Risk Factors for More Severe CF Lung Infections Caused by S. aureus Identified

Risk Factors for More Severe CF Lung Infections Caused by S. aureus Identified

Several factors may worsen lung infections caused by the bacteria Staphylococcus aureus in cystic fibrosis (CF) patients, from bacterial load to co-infections, according to a new study.

The study, “Factors Associated With Worse Lung Function In Cystic Fibrosis Patients With Persistent Staphylococcus aureus,” was published in the journal PLoS One.

S. aureus is one of the most common pathogens associated with lung infection in CF patients, and is prevalent in others. In fact, about 30 percent of the general public are believed to carry S. aureus in their nasal tissue, and these people are thought to have higher risk for infection, but a lower risk of developing lethal infections.

The characteristics of persistent S. aureus infection in people with CF, indicating a more severe infection, however, are not well identified.

Researchers at University Hospital Münster, in Germany, analyzed 195 CF patients (older than age 6) with chronic S. aureus airway presence as part of a multi-center study (NCT00669760). The team assessed lung function taking into account several parameters, such as S. aureus bacterial density in sputum and throat samples, co-infection with other CF-associated pathogens, presence of S. aureus in the nasal tissue, clinical status, antibiotic therapy, and the levels of IL-6- and IgG-levels, both of which serve as measures of the degree of immune response against S. aureus infection.

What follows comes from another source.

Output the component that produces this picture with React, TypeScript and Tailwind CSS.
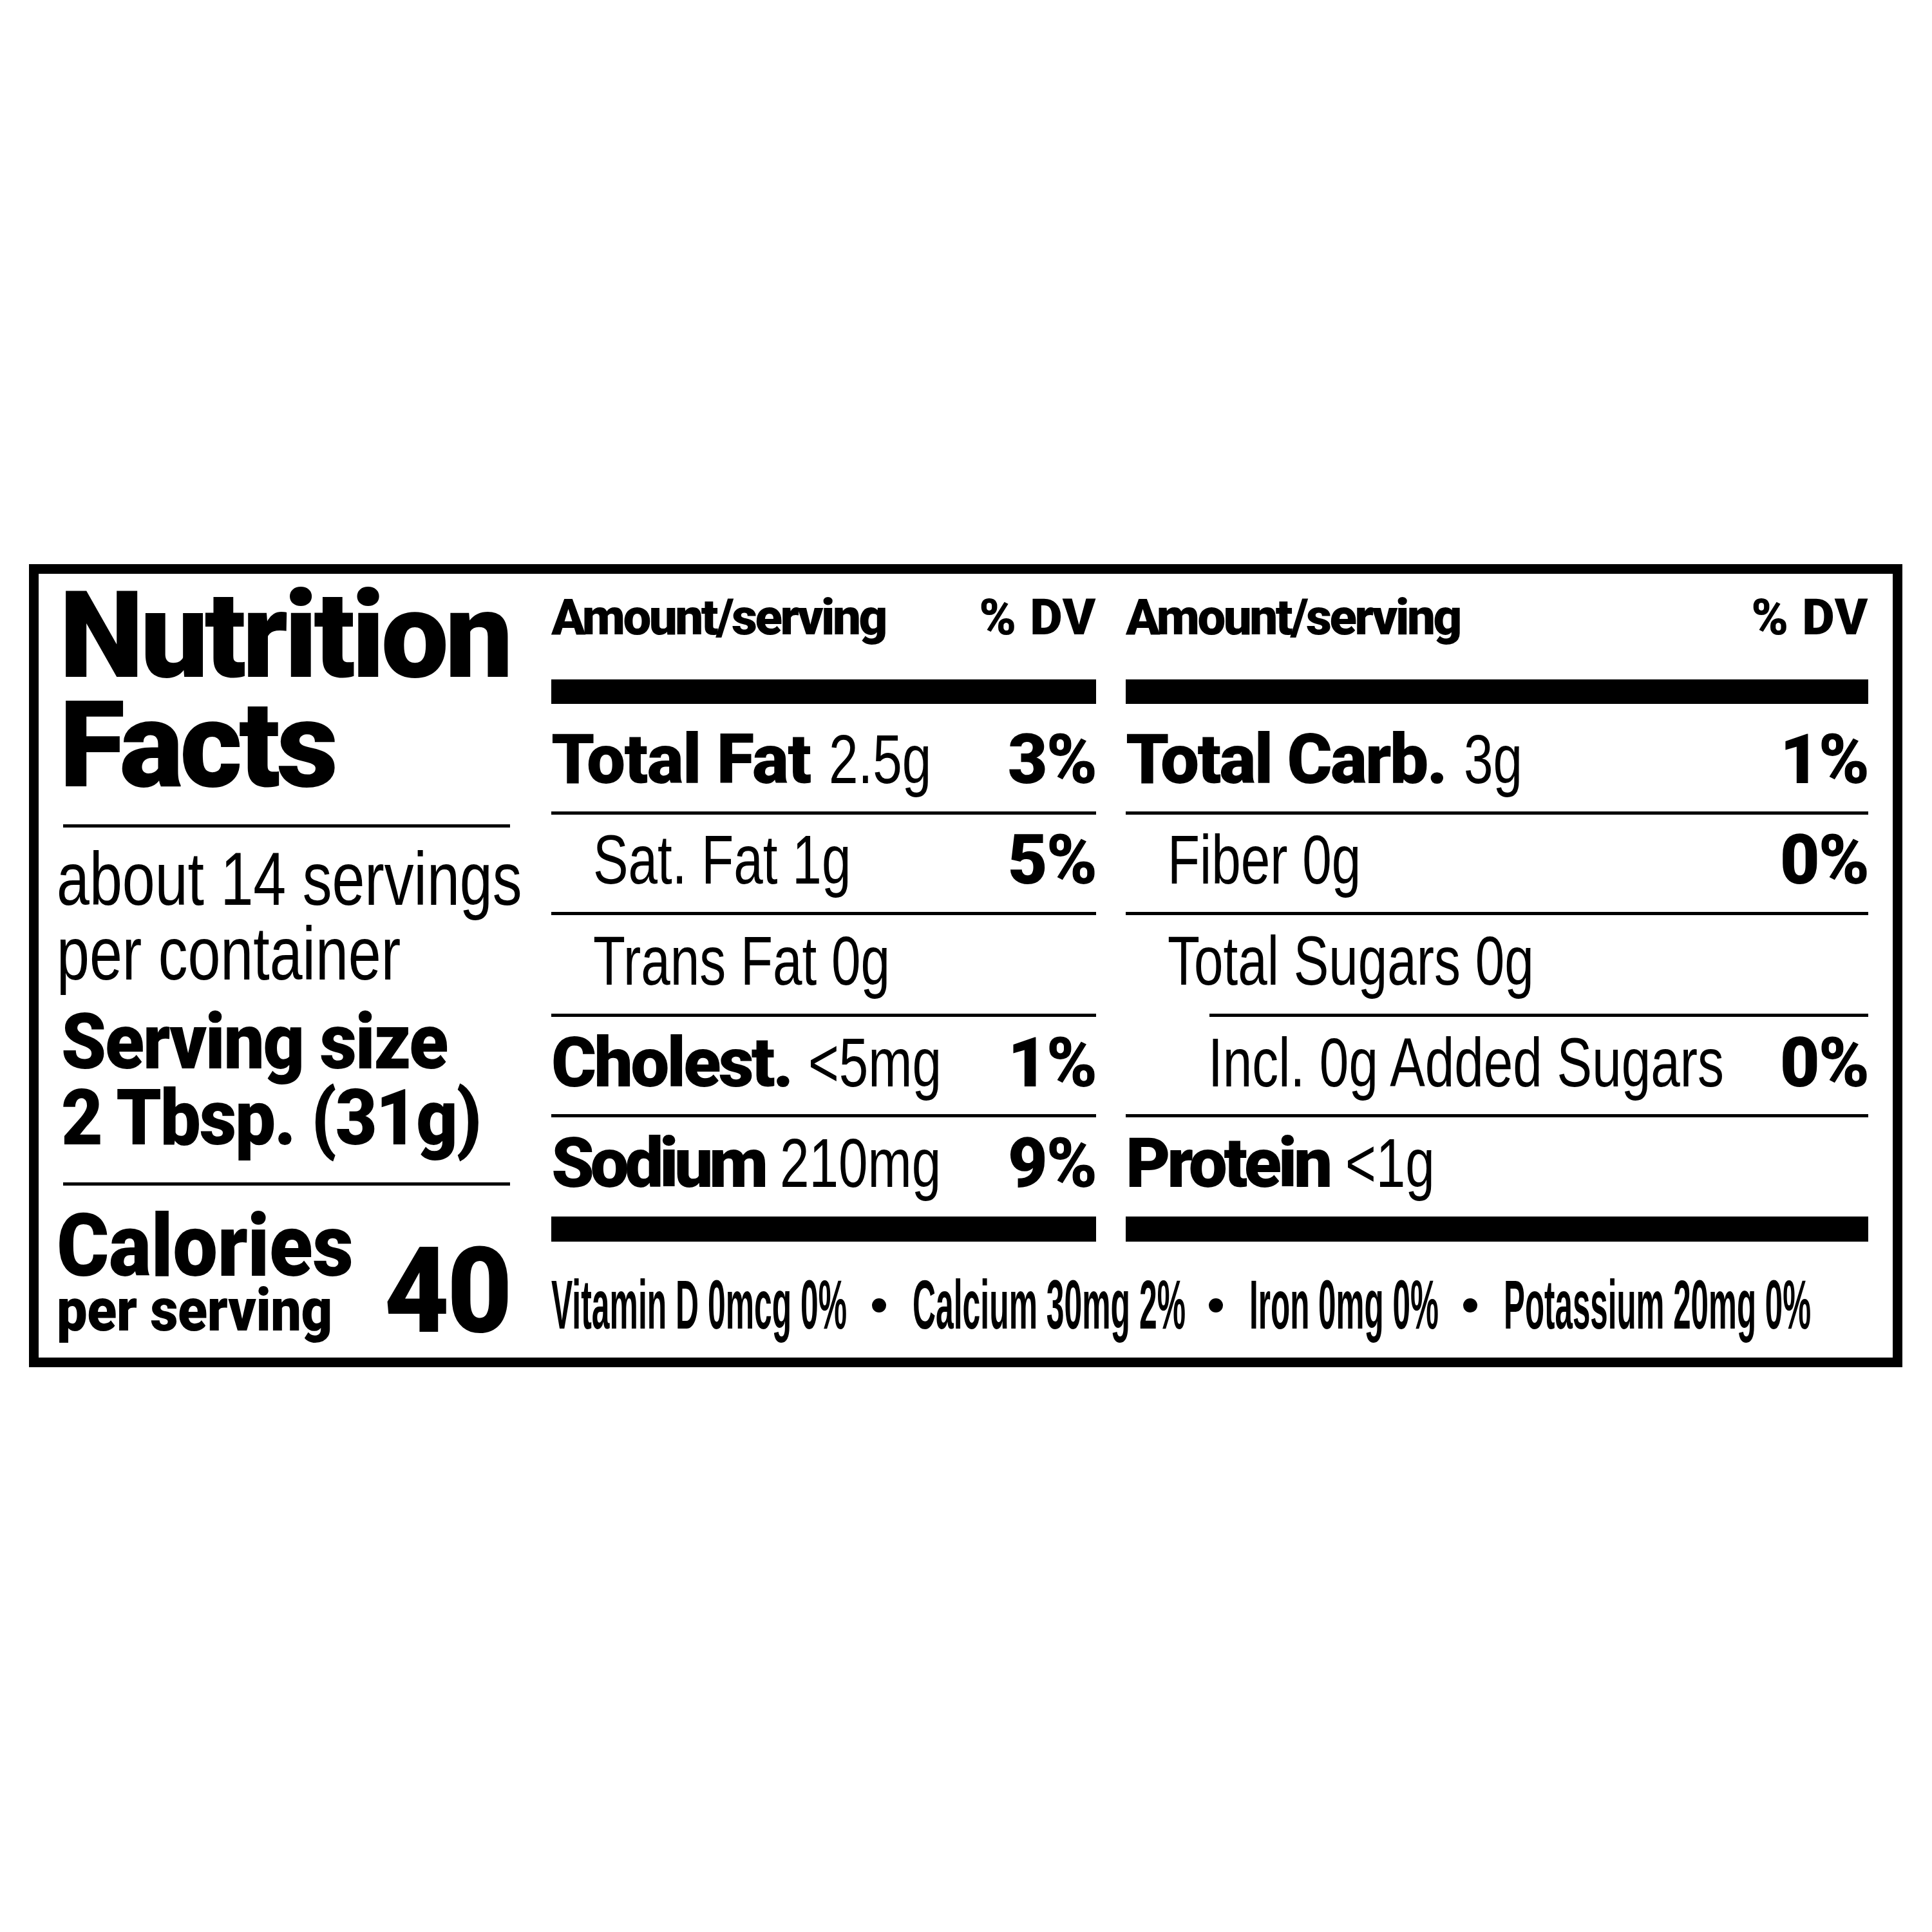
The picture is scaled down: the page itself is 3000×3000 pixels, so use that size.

Patients were followed for 21 months with regular visits (usually every 3 months; 7 visits on average), in which researchers collected sputum (material from the airways) and throat samples. Blood samples were also taken once a year or at exacerbations.

Results indicated that the age at which patients became infected with S. aureus influenced the amount of bacteria present in sputum samples (but not throat samples). That is, older patients had significantly higher bacterial loads in the sputum than younger patients.

Bacterial density in throat samples (but not sputum samples) also significantly correlated with a decline in lung function each year. Loss of lung function was also associated with other parameters, such as exacerbations (60 patients), presence of small-colony variants of S. aureus (slow-growing subpopulations of the bacteria with distinctive traits; 84 patients), and co-infection with the bacteria Stenotrophomonas maltophilia (44 patients). Patients with increased blood levels of IL-6 had higher density of S. aureus in their sputum, and also showed lung function decline over time. Those with nasal cultures of S. aureus had better lung function over time.

“In CF-patients with chronic S. aureus cultures, independent risk factors for worse lung function are high bacterial density in throat cultures, exacerbations, elevated IL-6 levels, presence of S. aureus [small-colony variants] and co-infection with S. maltophilia,” the researchers wrote.

“Our findings may help to identify S. aureus patients at risk for more severe airway infections resulting in worse lung function and will be of value for designing future prospective studies to guide antibiotic therapy in patients chronically infected with S. aureus,” they concluded.